The carrier says the government’s loan will provide long-term stability for the company as international air travel and tourism rebuilds following the Covid-19 crisis. It adds that the loan was “overwhelmingly supported” by Air Mauritius’s creditors, without disclosing details of the financing.
Ken Arian, chief executive of the airline’s parent company Airports Holdings, states: “This new financial arrangement provides Air Mauritius with the stability to rebuild and play a central role in the government’s economic development and tourism plans. It is a vote of confidence in our staff and provides them and our tourism industry with reassurance for the future.”
Air Mauritius filed for voluntary administration in April 2020. At a watershed meeting on 28 September, creditors overwhelmingly voted to exit restructuring, and only a small minority of Class C creditors voted for liquidation, says the Port Louis-based airline.
It says passenger and cargo flights will operate between Mauritius and Paris, London, Johannesburg, Mumbai, Antananarivo and Reunion, with connecting services available globally. Additional capacity and international routes will be added to meet demand. Air Mauritius expects routes to Hong Kong, Kuala Lumpur and Perth to be introduced at a later date. Domestic services to and from Rodrigues will resume in November.

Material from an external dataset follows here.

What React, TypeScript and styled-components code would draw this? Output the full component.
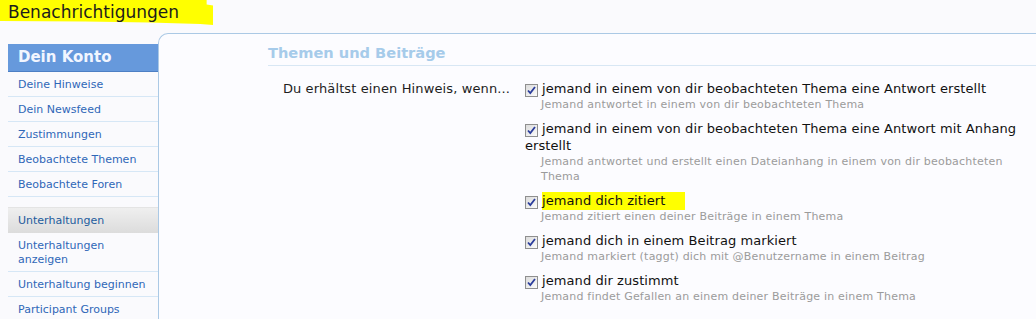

The African carrier’s fleet has been reduced from 15 aircraft to nine, consisting of four Airbus A350-900s, two A330-900neos for international services, and three ATR 72-500s for domestic and regional operations.
Cirium fleets data shows that Air Mauritius operates two AerCap-owned A350s, one owned by Tokyo Century, and a fourth for which the airline itself is listed as manager. It has two A330-900s on lease from Air Lease, and has one self-managed ATR 72-500 and two on lease from Nordic Aviation Capital.
The airline notes that Mauritius is reopening its borders to fully vaccinated passengers from 1 October and, as a result, demand for flights is “soaring”. The island nation’s own vaccine rate is also high: 83% of adults are now double-jabbed.